Never heard of her? Neither has most of America.

Like runaway Georgia bride Jennifer Wilbanks, Sappleton was missing for three days. Like Wilbanks, Sappleton was young (26), middle-class and planning a wedding.

Unlike Wilbanks, Sappleton's disappearance didn't receive 24-hour cable news coverage, complete with breathless speculation by celebrity pundits, or banner newspaper headlines. Unlike Wilbanks, Sappleton was black.

The frenzy surrounding Wilbanks' disappearance once again highlights a peculiar feature of early 21st-century American culture: a fixation on pretty, young, middle-class white women. While tens of thousands of American adults disappear every year -- some eventually turn up, safe and sound; some are never heard from again; some are recovered as corpses -- only a small sliver get the Wilbanks/ Laci Peterson/Lori Hacking treatment.

After Sappleton's battered, bullet-riddled body was found in a Dumpster in Queens, about five miles from the home of her future in-laws, her fiance angrily refused to talk to reporters. "When she first disappeared, we tried to contact the media, and they wouldn't help us," Blair told The New York Times.

(Print and broadcast reporters from New York City and Canada -- Sappleton lived in Ontario -- covered her disappearance, but newspapers did not display the story prominently. There was little, if any, national coverage.)

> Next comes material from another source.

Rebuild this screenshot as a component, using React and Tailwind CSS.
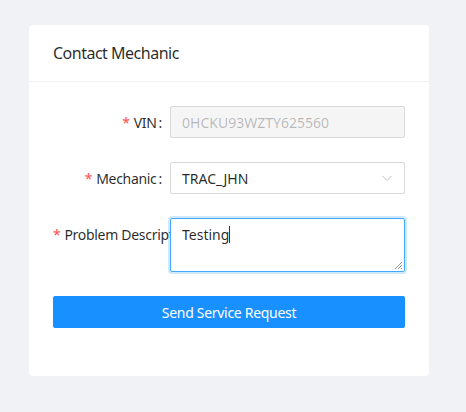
import React from "react";

export default function App() {
  const font = { fontFamily: '"Noto Sans", "Open Sans", sans-serif' };
  return (
    <div className="w-[466px] h-[412px] bg-[#f0f2f5] pt-[25px] pl-[29px]" style={font}>
      <div className="w-[400px] h-[351px] bg-white rounded-[4px] flex flex-col">
        <div className="h-[57px] border-b border-[#f0f0f0] px-6 flex items-center text-[16px] tracking-[-0.5px] text-[rgba(0,0,0,0.85)]">
          Contact Mechanic
        </div>
        <div className="px-6 pt-6 flex flex-col">
          <div className="flex items-center h-8 mb-6">
            <div className="w-[117px] shrink-0 flex justify-end items-center text-[14px] tracking-[-0.3px] text-[rgba(0,0,0,0.85)] whitespace-nowrap overflow-hidden">
              <span className="text-[#ff4d4f] mr-1">*</span>
              <span>VIN</span>
              <span className="ml-[2px] mr-2">:</span>
            </div>
            <div className="flex-1 h-8 border border-[#d9d9d9] bg-[#f5f5f5] rounded-[2px] px-[11px] flex items-center text-[14px] text-[rgba(0,0,0,0.25)]">
              0HCKU93WZTY625560
            </div>
          </div>
          <div className="flex items-center h-8 mb-6">
            <div className="w-[117px] shrink-0 flex justify-end items-center text-[14px] tracking-[-0.3px] text-[rgba(0,0,0,0.85)] whitespace-nowrap overflow-hidden">
              <span className="text-[#ff4d4f] mr-1">*</span>
              <span>Mechanic</span>
              <span className="ml-[2px] mr-2">:</span>
            </div>
            <div className="flex-1 h-8 border border-[#d9d9d9] bg-white rounded-[2px] px-[11px] flex items-center justify-between text-[14px] text-[rgba(0,0,0,0.85)]">
              <span>TRAC_JHN</span>
              <svg width="12" height="12" viewBox="0 0 12 12" fill="none">
                <path d="M1.5 4l4.5 4.5L10.5 4" stroke="#bfbfbf" strokeWidth="1" />
              </svg>
            </div>
          </div>
          <div className="flex items-start mb-6">
            <div className="w-[117px] h-8 shrink-0 flex items-center text-[14px] tracking-[-0.3px] text-[rgba(0,0,0,0.85)] whitespace-nowrap overflow-hidden">
              <span className="text-[#ff4d4f] mr-1">*</span>
              <span>Problem Description</span>
            </div>
            <div className="flex-1 relative h-[54px] border border-[#40a9ff] rounded-[2px] shadow-[0_0_0_2px_rgba(24,144,255,0.2)] px-[11px] pt-[5px] text-[14px] text-[rgba(0,0,0,0.85)]">
              <span>Testing</span>
              <span className="inline-block w-px h-[17px] bg-[#333] align-[-3px]"></span>
              <svg width="9" height="9" viewBox="0 0 9 9" className="absolute right-[1px] bottom-[1px]">
                <path d="M8 1L1 8M8 4L4 8M8 7L7 8" stroke="#8c8c8c" strokeWidth="0.9" />
              </svg>
            </div>
          </div>
          <button className="h-8 w-full bg-[#1890ff] text-white text-[14px] tracking-[-0.3px] rounded-[2px]" style={font}>
            Send Service Request
          </button>
        </div>
      </div>
    </div>
  );
}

Heaven knows, my industry ought to come in for a heaping dose of criticism for the sensationalist coverage given to one small drama -- the Wilbanks disappearance -- without broader societal implications. But the fact is that the runaway-bride soap opera, like the tragedies involving Peterson and Hacking, attracted loads of interest from readers and viewers.

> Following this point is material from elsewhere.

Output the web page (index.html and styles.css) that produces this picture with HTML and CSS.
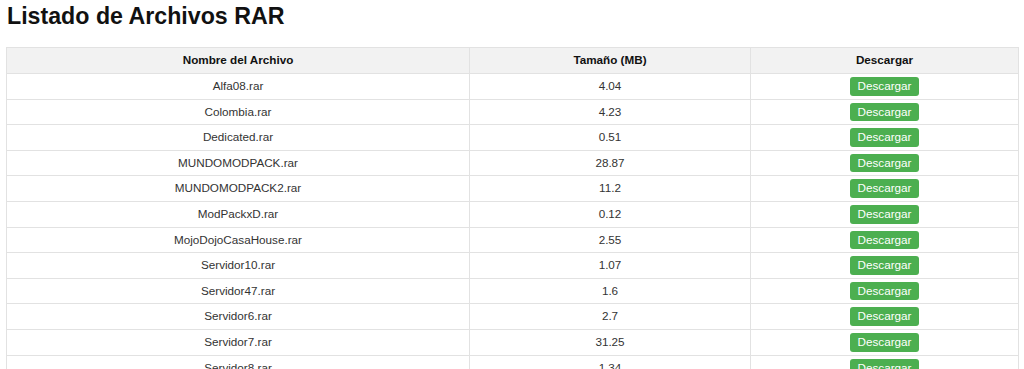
FILE: index.html
```html
<!DOCTYPE html>
<html lang="es">
<head>
<meta charset="utf-8">
<title>Listado de Archivos RAR</title>
<link rel="stylesheet" href="styles.css">
</head>
<body>
<h1 class="title">Listado de Archivos RAR</h1>
<table class="files">
  <colgroup>
    <col class="c-name">
    <col class="c-size">
    <col class="c-dl">
  </colgroup>
  <thead>
    <tr><th>Nombre del Archivo</th><th>Tamaño (MB)</th><th>Descargar</th></tr>
  </thead>
  <tbody>
    <tr><td>Alfa08.rar</td><td>4.04</td><td class="dl"><a class="btn" href="#">Descargar</a></td></tr>
    <tr><td>Colombia.rar</td><td>4.23</td><td class="dl"><a class="btn" href="#">Descargar</a></td></tr>
    <tr><td>Dedicated.rar</td><td>0.51</td><td class="dl"><a class="btn" href="#">Descargar</a></td></tr>
    <tr><td>MUNDOMODPACK.rar</td><td>28.87</td><td class="dl"><a class="btn" href="#">Descargar</a></td></tr>
    <tr><td>MUNDOMODPACK2.rar</td><td>11.2</td><td class="dl"><a class="btn" href="#">Descargar</a></td></tr>
    <tr><td>ModPackxD.rar</td><td>0.12</td><td class="dl"><a class="btn" href="#">Descargar</a></td></tr>
    <tr><td>MojoDojoCasaHouse.rar</td><td>2.55</td><td class="dl"><a class="btn" href="#">Descargar</a></td></tr>
    <tr><td>Servidor10.rar</td><td>1.07</td><td class="dl"><a class="btn" href="#">Descargar</a></td></tr>
    <tr><td>Servidor47.rar</td><td>1.6</td><td class="dl"><a class="btn" href="#">Descargar</a></td></tr>
    <tr><td>Servidor6.rar</td><td>2.7</td><td class="dl"><a class="btn" href="#">Descargar</a></td></tr>
    <tr><td>Servidor7.rar</td><td>31.25</td><td class="dl"><a class="btn" href="#">Descargar</a></td></tr>
    <tr><td>Servidor8.rar</td><td>1.34</td><td class="dl"><a class="btn" href="#">Descargar</a></td></tr>
    <tr><td>Servidor9.rar</td><td>0.88</td><td class="dl"><a class="btn" href="#">Descargar</a></td></tr>
  </tbody>
</table>
</body>
</html>
```
FILE: styles.css
```css
html, body {
  margin: 0;
  padding: 0;
  background: #fff;
}
body {
  padding: 0 6px;
  font-family: "Liberation Sans", Arial, sans-serif;
  color: #333;
  font-size: 11.7px;
}
.title {
  margin: 2px 0 0 1px;
  font-size: 23.2px;
  font-weight: bold;
  color: #111;
  line-height: 28px;
  height: 45px;
}
.files {
  width: 1012px;
  border-collapse: collapse;
  table-layout: fixed;
}
.c-name { width: 463px; }
.c-size { width: 281px; }
.c-dl { width: 268px; }
.files th,
.files td {
  border: 1px solid #e2e2e2;
  text-align: center;
  padding: 5px 4px;
  line-height: 14.6px;
  font-size: 11.7px;
}
.files th {
  background: #f2f2f2;
  color: #111;
  font-weight: bold;
  padding: 5px 4px 5.4px;
}
.files td.dl {
  padding: 3px 4px;
}
.btn {
  display: inline-block;
  vertical-align: top;
  background: #4caf50;
  color: #fff;
  text-decoration: none;
  padding: 2px 8px;
  border-radius: 3px;
  line-height: 14.6px;
}
```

As American news consumers, we are discriminating about the sort of victims worthy of our concern. Pretty, middle-class, young, white -- yes; old, ugly, poor, black, brown -- apparently not.

Emory University psychology professor Drew Westen says we may lack the ability to empathize with those we view as different from ourselves. "It's probably more clear who we're not interested in than who we are," he said.

"The number of people who are still living in horrible conditions after the tsunami, the number of people dying daily in Darfur ... those clearly eclipse Laci Peterson, (Terri) Schiavo, the runaway bride. But the media attention paid to the latter is probably a thousand-, two-thousand-fold" that paid to the larger tragedies.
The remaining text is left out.